Methodologically, Socialist Cosmopolitanism draws from and contributes to studies that pluralize and reenergize the “cosmopolitan” by exploring cosmopolitan practices and histories outside of the European Enlightenment context (such as, most notably, Sheldon Pollock’s work on the “Sanskrit cosmopolis,” Ronit Ricci’s study of “Arabic cosmopolis,” and Katerina Clark’s book on Moscow of the 1930s as the center of a cosmopolitan Soviet culture).[2] Volland argues that, paradoxically, as China became a relatively closed society, Chinese writers and readers became more committed to literary engagement with the world beyond their borders and Chinese literature increasingly laid claim to its place on a new literary world map. In his introduction and conclusion, Volland summarizes the central goals of socialist cosmopolitanism in comparison with past cosmopolitan practices: “the valorization of the collective, which replaces the individual as the agent of cosmopolitan cultural practice, and which is ultimately represented by the socialist state; the acknowledgment of the role of the national within the transnational; and finally an emancipatory ideal that establishes cosmopolitanism as a subversive force that aims to change the existing world order” (13).

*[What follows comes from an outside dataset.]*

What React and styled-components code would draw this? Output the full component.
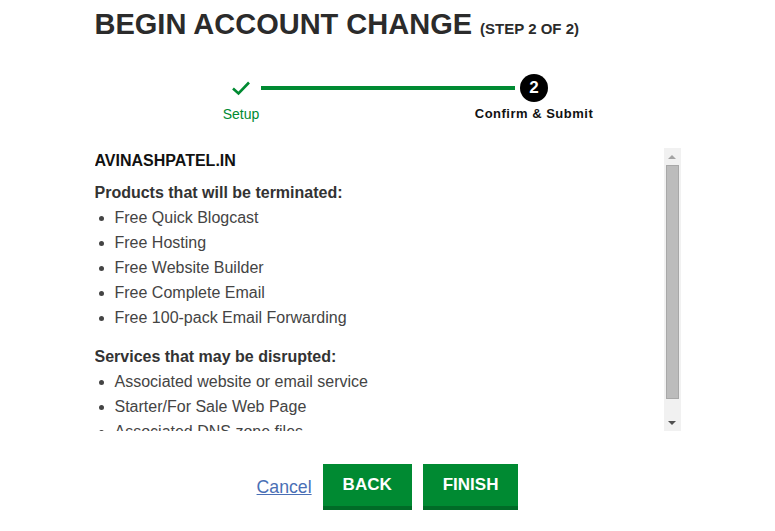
import React from 'react';
import styled, { createGlobalStyle } from 'styled-components';

const GlobalStyle = createGlobalStyle`
    body {
        margin: 0;
        background: #fff;
        font-family: "Liberation Sans", Arial, sans-serif;
    }
`;

const Page = styled.div`
    width: 586px;
    margin: 0 auto;
    padding-top: 6px;
`;

const Title = styled.h1`
    margin: 0;
    font-size: 29px;
    line-height: 36px;
    font-weight: 700;
    color: #2b2b2b;
    white-space: nowrap;
`;

const StepCount = styled.span`
    font-size: 15px;
`;

const Stepper = styled.div`
    display: flex;
    align-items: flex-start;
    width: 321px;
    margin: 27px auto 0;
`;

const Step = styled.div`
    display: flex;
    flex-direction: column;
    align-items: center;
    width: 28px;
    flex: none;
`;

const Icon = styled.div`
    width: 28px;
    height: 28px;
    display: flex;
    align-items: center;
    justify-content: center;
    border-radius: 50%;
    background: ${(p) => (p.active ? '#000' : 'transparent')};
    color: #fff;
    font-weight: 700;
    font-size: 17px;
`;

const Label = styled.div`
    margin-top: 4px;
    white-space: nowrap;
    line-height: 16px;
    font-size: ${(p) => (p.active ? '13px' : '14px')};
    font-weight: ${(p) => (p.active ? 700 : 400)};
    letter-spacing: ${(p) => (p.active ? '0.5px' : '0')};
    color: ${(p) => (p.active ? '#111' : '#008a32')};
`;

const Line = styled.div`
    flex: 1;
    height: 4px;
    margin: 12px 5px 0 6px;
    background: #008a32;
`;

const ScrollBox = styled.div`
    display: flex;
    height: 283px;
    margin-top: 26px;
`;

const Content = styled.div`
    flex: 1;
    overflow: hidden;
    font-size: 16px;
    line-height: 25px;
    color: #444;
`;

const Domain = styled.div`
    font-weight: 700;
    color: #111;
    margin-bottom: 7px;
`;

const SectionTitle = styled.div`
    font-weight: 700;
    color: #333;
    margin-top: ${(p) => (p.gap ? '14px' : '0')};
`;

const List = styled.ul`
    margin: 0;
    padding-left: 20px;
`;

const Track = styled.div`
    width: 17px;
    flex: none;
    background: #f1f1f1;
    display: flex;
    flex-direction: column;
    align-items: center;
`;

const Arrow = styled.div`
    height: 17px;
    display: flex;
    align-items: center;
    justify-content: center;
    &::after {
        content: '';
        border-left: 4px solid transparent;
        border-right: 4px solid transparent;
        ${(p) =>
            p.down
                ? 'border-top: 4px solid #505050;'
                : 'border-bottom: 4px solid #a3a3a3;'}
    }
`;

const Thumb = styled.div`
    width: 13px;
    height: 234px;
    box-sizing: border-box;
    background: #bcbcbc;
    border: 1px solid #a8a8a8;
`;

const Spacer = styled.div`
    flex: 1;
`;

const Actions = styled.div`
    display: flex;
    justify-content: center;
    align-items: center;
    gap: 11px;
    margin-top: 33px;
`;

const CancelLink = styled.a`
    font-size: 17.7px;
    color: #4a6fb5;
    text-decoration: underline;
    cursor: pointer;
`;

const Button = styled.button`
    height: 46px;
    padding: 0 20px;
    border: none;
    border-bottom: 4px solid #006b27;
    background: #008a32;
    color: #fff;
    font-family: "Liberation Sans", Arial, sans-serif;
    font-weight: 700;
    font-size: 17px;
    cursor: pointer;
`;

const products = [
    'Free Quick Blogcast',
    'Free Hosting',
    'Free Website Builder',
    'Free Complete Email',
    'Free 100-pack Email Forwarding',
];

const services = [
    'Associated website or email service',
    'Starter/For Sale Web Page',
    'Associated DNS zone files',
];

const Check = () => (
    <svg width="20" height="16" viewBox="0 0 20 16">
        <path d="M2 8.5 L7.5 13.5 L18 2.5" fill="none" stroke="#008a32" strokeWidth="2.6" />
    </svg>
);

const App = () => {
    return (
        <Page>
            <GlobalStyle />
            <Title>
                BEGIN ACCOUNT CHANGE <StepCount>(STEP 2 OF 2)</StepCount>
            </Title>
            <Stepper>
                <Step>
                    <Icon>
                        <Check />
                    </Icon>
                    <Label>Setup</Label>
                </Step>
                <Line />
                <Step>
                    <Icon active>2</Icon>
                    <Label active>Confirm &amp; Submit</Label>
                </Step>
            </Stepper>
            <ScrollBox>
                <Content>
                    <Domain>AVINASHPATEL.IN</Domain>
                    <SectionTitle>Products that will be terminated:</SectionTitle>
                    <List>
                        {products.map((p) => (
                            <li key={p}>{p}</li>
                        ))}
                    </List>
                    <SectionTitle gap>Services that may be disrupted:</SectionTitle>
                    <List>
                        {services.map((s) => (
                            <li key={s}>{s}</li>
                        ))}
                    </List>
                </Content>
                <Track>
                    <Arrow />
                    <Thumb />
                    <Spacer />
                    <Arrow down />
                </Track>
            </ScrollBox>
            <Actions>
                <CancelLink>Cancel</CancelLink>
                <Button>BACK</Button>
                <Button>FINISH</Button>
            </Actions>
        </Page>
    );
};

export default App;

Volland recovers the 1950s as an era of writers and texts in motion enabled by the vast and vibrant networks of cultural exchange and cooperation in the socialist world. Rather than a retreat from the Republican-era cosmopolitanism, Chinese socialist culture represents a phase of reorientation in China’s long-standing commitment to openness and exchange: “Socialist cosmopolitanism is not an aberration but a modulation and continuation of a longer cosmopolitan trajectory” (191) that spans China’s long twentieth century. Thereby, Socialist Cosmopolitanism pays homage, I think, to Joseph R. Levenson’s short but brilliant work, Revolution and Cosmopolitanism: The Western Stage and the Chinese Stages (1971), which situates the cosmopolitan spirit of the 1950s within modern China’s turbulent transition “from a world to a nation in the world.”[3]

Theoretically informed, closely argued, and elegantly written, Socialist Cosmopolitanism is an exciting book that contributes a new perspective to our understanding of Chinese socialist literature—a world literature perspective. Challenging parochial studies of literature, the world literature perspective provides a vantage point to unpack the transnational forces at work in Chinese socialist literary life when Chinese literature became part of a shared new world literature. Socialist Cosmopolitanism not only recovers the worldliness of Chinese literature of the 1950s, but also brings into relief the dynamics of transnational cultural contacts that shaped the emerging socialist cultural universe. Given the ephemerality of socialist cosmopolitanism in China (the cosmopolitan openness of the 1950s, as Levenson said, was soon “out” in the middle and late 1960s and was replaced by “communist provincialism”), one is tempted to ask whether certain patterns of cultural circulation, production, and consumption of the 1950s or certain underlying tensions inherent in socialist cosmopolitanism presaged some impulse toward “a willful cultural provincialism.”[4] A deeper engagement with Cai Xiang’s seminal work, Revolution and Its Narratives: China’s Socialist Literary and Cultural Imaginaries, 1949–1966 (Duke University Press, 2016), especially with his nuanced discussion of narratives of labor and working-class subjectivity, would have also been welcome. That said, Volland should be congratulated for producing an engaging and insightful study that makes a substantial contribution to our understanding of the literary universe of the young PRC and the formation of textual communities across the socialist bloc. Socialist Cosmopolitanism is a must-read for anyone interested in Chinese socialist culture and will undoubtedly further animate studies on cosmopolitanisms, transculturation, and world literature among scholars from across disciplines.

Tie Xiao
Indiana University

Notes:

[1] Pheng Cheah, “What Is a World? On World Literature as World-Making Activity.” Daedalus 137, no. 3 (Summer 2008): 3031, 35. On the relationship between world literature and cosmopolitanism, see also Cheah’s more recent work, What Is a World?: On Postcolonial Literature as World Literature (Durham, NC: Duke University Press, 2016).

[2] Sheldon Pollock, The Language of the Gods in the World of Men: Sanskrit, Culture, and Power in Premodern India (Berkeley: University of California Press, 2006); Ronit Ricci, Islam Translated: Literature, Conversion, and the Arabic Cosmopolis of South and Southeast Asia (Chicago, IL: University of Chicago Press, 2011); Katerina Clark, Moscow, The Fourth Rome: Stalinism, Cosmopolitanism, and the Evolution of Soviet Culture, 1931–1941 (Cambridge, MA: Harvard University Press, 2011).

[3] Quoted in Frederic E. Wakeman, Jr., “Foreword.” In Joseph R. Levenson, Revolution and Cosmopolitanism: The Western Stage and the Chinese Stages (Berkeley: University of California Press, 1971), xv.

[4] Levenson, Revolution and Cosmopolitanism, 47, 5051.